YOUR GOAL
Beginning with the line that contains "Recreate this image", retype the entries below exactly, ending with the line that contains "import React from". Leave out any pictures.

RECORDS SHOWN
/---

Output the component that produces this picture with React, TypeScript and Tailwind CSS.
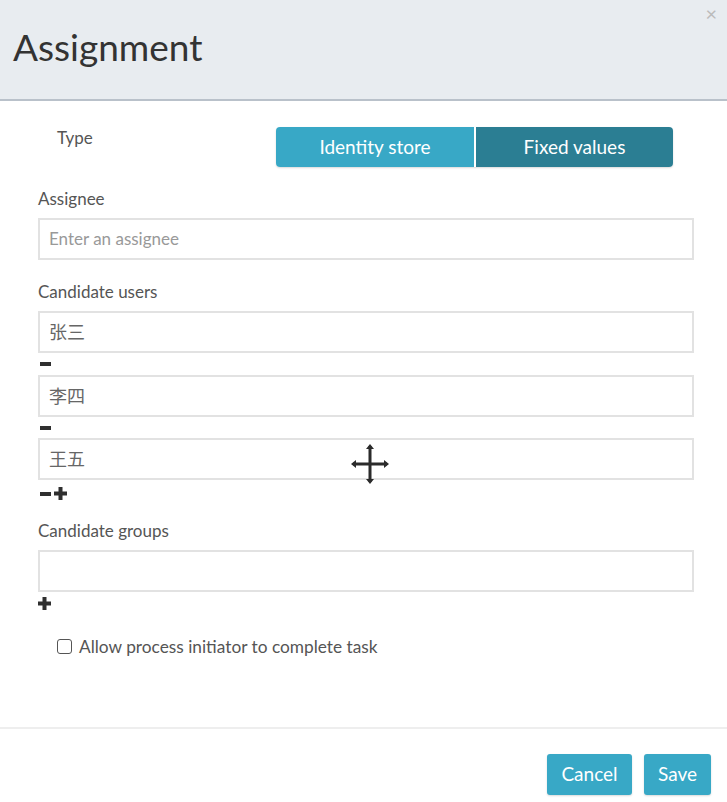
import { useState } from "react"

const font = { fontFamily: "Lato, 'Noto Sans CJK SC', sans-serif" }

const Minus = () => (
  <svg width="12" height="6" viewBox="0 0 12 6" className="block">
    <rect x="0" y="1" width="11" height="4" fill="#2f2f2f" />
  </svg>
)

const Plus = () => (
  <svg width="13" height="13" viewBox="0 0 13 13" className="block">
    <rect x="0" y="4.5" width="13" height="4" fill="#2f2f2f" />
    <rect x="4.5" y="0" width="4" height="13" fill="#2f2f2f" />
  </svg>
)

const MoveCursor = () => (
  <svg width="40" height="42" viewBox="0 0 40 42" className="absolute left-[310px] top-[3px]">
    <path d="M20 3 V39 M3 21 H37" stroke="#2b2b2b" strokeWidth="3" fill="none" />
    <path d="M20 1 L16 6 H24 Z M20 41 L16 36 H24 Z M1 21 L6 17 V25 Z M39 21 L34 17 V25 Z" fill="#2b2b2b" />
  </svg>
)

const Field = ({ value, placeholder, children }: { value?: string; placeholder?: string; children?: React.ReactNode }) => (
  <div className="relative h-[42px] border-2 border-[#e2e2e2] bg-white flex items-center px-[9px] text-[17px]">
    {value ? <span className="text-[#666] text-[18px]">{value}</span> : <span className="text-[#999]">{placeholder}</span>}
    {children}
  </div>
)

export default function App() {
  const [checked, setChecked] = useState(false)
  return (
    <div className="w-[727px] h-[802px] bg-white relative overflow-hidden" style={font}>
      <div className="h-[101px] bg-[#e8ecf0] border-b-2 border-[#b9c1ca] relative">
        <h1 className="absolute left-[13px] top-[23px] text-[37px] leading-[48px] text-[#333]">Assignment</h1>
        <span className="absolute right-[10px] top-[1px] text-[20px] text-[#bbb] leading-[24px]">×</span>
      </div>

      <div className="px-[38px] pt-[26px]">
        <div className="flex items-start">
          <span className="ml-[19px] -mt-[2px] text-[17px] text-[#555] w-[219px]">Type</span>
          <div className="flex rounded-[4px] overflow-hidden shadow-[0_1px_2px_rgba(0,0,0,0.15)]">
            <div className="w-[198px] h-[40px] bg-[#38a8c6] text-white text-[19px] flex items-center justify-center">Identity store</div>
            <div className="w-[2px] bg-white" />
            <div className="w-[197px] h-[40px] bg-[#2b7e93] text-white text-[19px] flex items-center justify-center">Fixed values</div>
          </div>
        </div>

        <div className="mt-[22px] text-[17px] text-[#555] leading-[20px]">Assignee</div>
        <div className="mt-[9px] w-[656px]">
          <Field placeholder="Enter an assignee" />
        </div>

        <div className="mt-[22px] text-[17px] text-[#555] leading-[20px]">Candidate users</div>
        <div className="mt-[9px] w-[656px]">
          <Field value="张三" />
          <div className="h-[22px] pt-[8px] pl-[2px]"><Minus /></div>
          <Field value="李四" />
          <div className="h-[21px] pt-[8px] pl-[2px]"><Minus /></div>
          <Field value="王五">
            <MoveCursor />
          </Field>
          <div className="h-[22px] pt-[5px] pl-[2px] flex items-center gap-[2px]"><Minus /><Plus /></div>
        </div>

        <div className="mt-[19px] text-[17px] text-[#555] leading-[20px]">Candidate groups</div>
        <div className="mt-[9px] w-[656px]">
          <Field />
          <div className="pt-[5px]"><Plus /></div>
        </div>

        <label className="mt-[24px] ml-[19px] flex items-center gap-[7px] text-[17.3px] text-[#555]">
          <input
            type="checkbox"
            checked={checked}
            onChange={() => setChecked(!checked)}
            className="w-[15px] h-[15px] appearance-none border border-[#555] rounded-[3px] bg-white"
          />
          Allow process initiator to complete task
        </label>
      </div>

      <div className="absolute left-0 right-0 top-[727px] border-t-2 border-[#eee] flex justify-end gap-[12px] pr-[16px] pt-[25px]">
        <button className="w-[85px] h-[41px] rounded-[3px] bg-[#38a8c6] text-white text-[19px] shadow-[0_1px_2px_rgba(0,0,0,0.15)]">Cancel</button>
        <button className="w-[67px] h-[41px] rounded-[3px] bg-[#38a8c6] text-white text-[19px] shadow-[0_1px_2px_rgba(0,0,0,0.15)]">Save</button>
      </div>
    </div>
  )
}
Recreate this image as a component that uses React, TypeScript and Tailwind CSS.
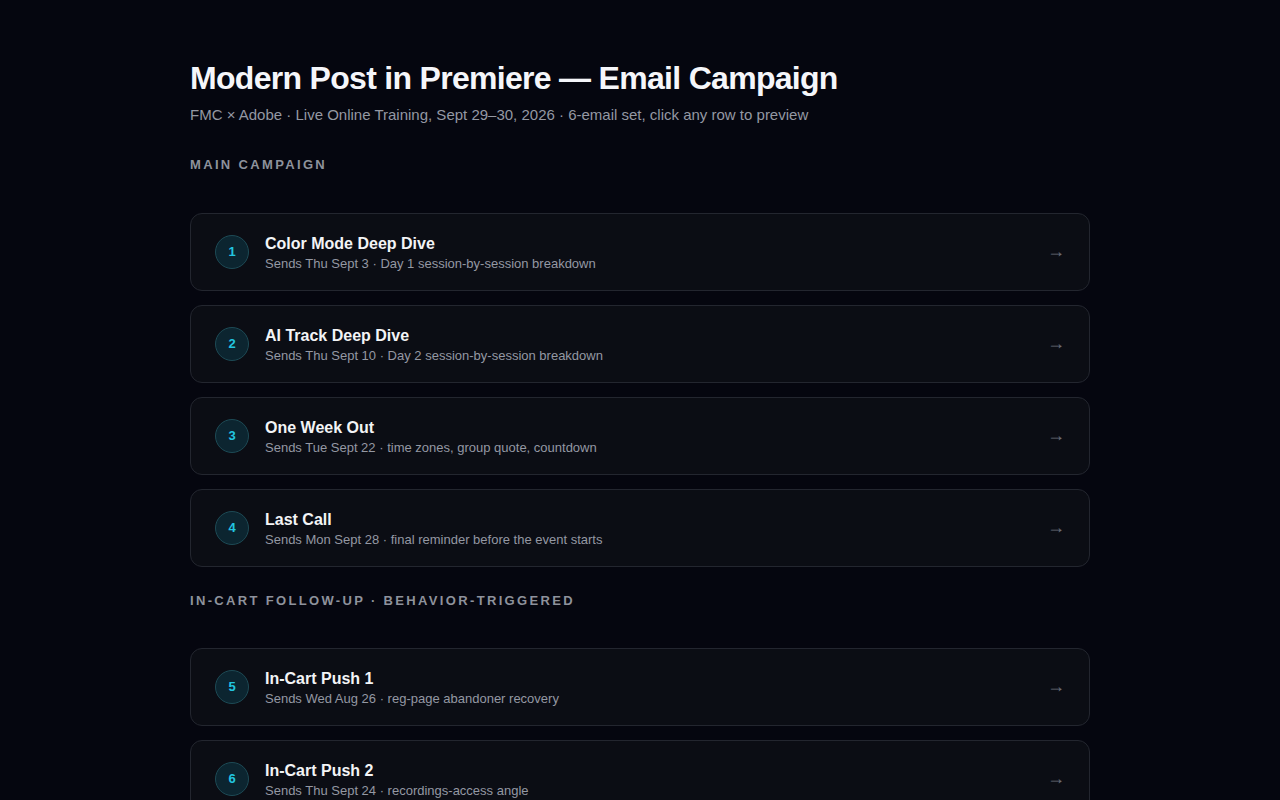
import React from "react";

const main = [
  { n: 1, t: "Color Mode Deep Dive", s: "Sends Thu Sept 3 · Day 1 session-by-session breakdown" },
  { n: 2, t: "AI Track Deep Dive", s: "Sends Thu Sept 10 · Day 2 session-by-session breakdown" },
  { n: 3, t: "One Week Out", s: "Sends Tue Sept 22 · time zones, group quote, countdown" },
  { n: 4, t: "Last Call", s: "Sends Mon Sept 28 · final reminder before the event starts" },
];
const cart = [
  { n: 5, t: "In-Cart Push 1", s: "Sends Wed Aug 26 · reg-page abandoner recovery" },
  { n: 6, t: "In-Cart Push 2", s: "Sends Thu Sept 24 · recordings-access angle" },
];

function Row({ n, t, s }: { n: number; t: string; s: string }) {
  return (
    <div className="flex items-center h-[78px] rounded-[12px] border border-[#23262f] bg-[#0b0d14] pl-6 pr-6 cursor-pointer">
      <div className="w-[34px] h-[34px] rounded-full border border-[#1d4a55] bg-[#0c2530] flex items-center justify-center text-[13px] font-bold text-[#22c5e0] shrink-0">
        {n}
      </div>
      <div className="ml-4 flex-1 pt-[2px]">
        <div className="text-[16px] leading-[20px] font-bold text-[#f3f4f6]">{t}</div>
        <div className="text-[13px] leading-[18px] text-[#9498a3] mt-[1px]">{s}</div>
      </div>
      <div className="text-[18px] leading-[20px] text-[#6b6f7a] pb-[2px]">→</div>
    </div>
  );
}

export default function App() {
  return (
    <div className="min-h-screen bg-[#05060f] font-['Liberation_Sans',Arial,sans-serif]">
      <div className="w-[900px] ml-[190px] pt-[59px]">
        <h1 className="text-[32px] leading-[38px] font-bold text-[#f5f6fa] tracking-[-0.7px]">
          Modern Post in Premiere — Email Campaign
        </h1>
        <p className="mt-[8px] text-[15px] leading-[20px] text-[#9498a3]">
          FMC × Adobe · Live Online Training, Sept 29–30, 2026 · 6-email set, click any row to preview
        </p>
        <div className="mt-[32px] text-[13px] leading-[16px] font-bold tracking-[0.18em] text-[#8e929c]">
          MAIN CAMPAIGN
        </div>
        <div className="mt-[40px] flex flex-col gap-[14px]">
          {main.map((r) => (
            <Row key={r.n} {...r} />
          ))}
        </div>
        <div className="mt-[26px] text-[13px] leading-[16px] font-bold tracking-[0.18em] text-[#8e929c]">
          IN-CART FOLLOW-UP · BEHAVIOR-TRIGGERED
        </div>
        <div className="mt-[39px] flex flex-col gap-[14px] pb-10">
          {cart.map((r) => (
            <Row key={r.n} {...r} />
          ))}
        </div>
      </div>
    </div>
  );
}
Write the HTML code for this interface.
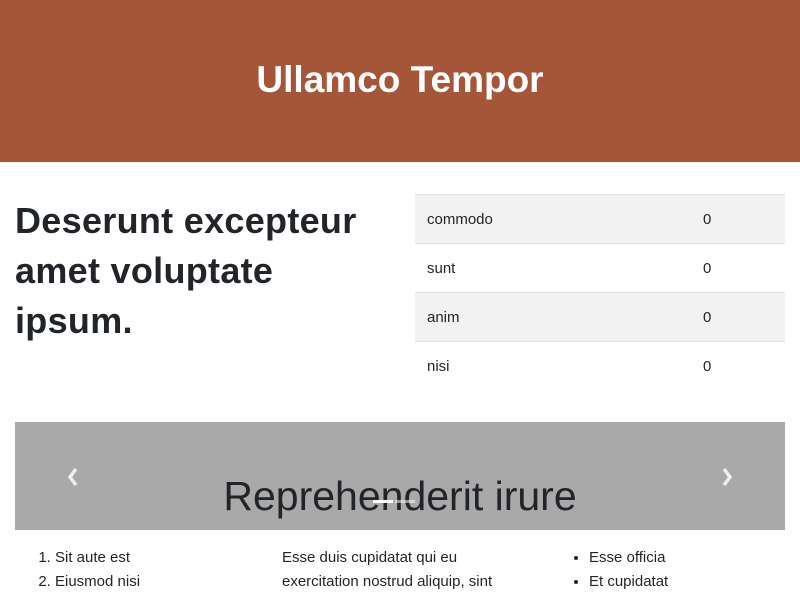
<!DOCTYPE html>
<html><head><style>
body{margin:0;width:800px;height:600px;overflow:hidden;font-family:"Liberation Sans",sans-serif;color:#212529;background:#fff}
.hdr{position:absolute;left:0;top:0;width:800px;height:162px;background:#a65638}
.hdr h1{margin:0;position:absolute;top:56px;width:100%;text-align:center;color:#fff;font-size:37px;font-weight:bold;line-height:48px}
.h2{position:absolute;left:15px;top:196px;font-size:36px;line-height:50px;font-weight:bold;margin:0;width:370px;letter-spacing:0.3px}
table{position:absolute;left:415px;top:194px;width:370px;border-collapse:collapse;font-size:15px}
td{height:48px;border-top:1px solid #dee2e6;padding:0 12px;vertical-align:middle}
tr:nth-child(odd) td{background:#f2f2f2}
td:last-child{width:70px}
.car{position:absolute;left:15px;top:422px;width:770px;height:108px;background:#a9a9a9;overflow:hidden}
.car h3{position:absolute;top:50px;width:100%;text-align:center;margin:0;font-size:41px;font-weight:normal;line-height:48px;color:#212529}
.arr{position:absolute;top:45px}
.ind{position:absolute;top:78px;height:3px;width:20px}
.col{position:absolute;top:546px;font-size:15px;line-height:24px}
ol,ul{margin:0;padding:0}
</style></head><body>
<div class="hdr"><h1>Ullamco Tempor</h1></div>
<h2 class="h2">Deserunt excepteur amet voluptate ipsum.</h2>
<table>
<tr><td>commodo</td><td>0</td></tr>
<tr><td>sunt</td><td>0</td></tr>
<tr><td>anim</td><td>0</td></tr>
<tr><td>nisi</td><td>0</td></tr>
</table>
<div class="car">
<svg class="arr" style="left:51px" width="14" height="20" viewBox="0 0 14 20"><path d="M10 2 L4 10 L10 18" fill="none" stroke="#eee" stroke-width="3.5"/></svg>
<svg class="arr" style="left:705px" width="14" height="20" viewBox="0 0 14 20"><path d="M4 2 L10 10 L4 18" fill="none" stroke="#eee" stroke-width="3.5"/></svg>
<h3>Reprehenderit irure</h3>
<div class="ind" style="left:358px;background:#fff"></div>
<div class="ind" style="left:380px;background:#fff;opacity:.5"></div>
</div>
<div class="col" style="left:39px"><ol style="padding-left:16px"><li>Sit aute est</li><li>Eiusmod nisi</li></ol></div>
<div class="col" style="left:282px;width:250px">Esse duis cupidatat qui eu exercitation nostrud aliquip, sint</div>
<div class="col" style="left:569px"><ul style="padding-left:20px"><li>Esse officia</li><li>Et cupidatat</li></ul></div>
</body></html>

\---

FULL SOLUTION
Recreate this image as a component that uses React, TypeScript and Tailwind CSS.
import React from "react";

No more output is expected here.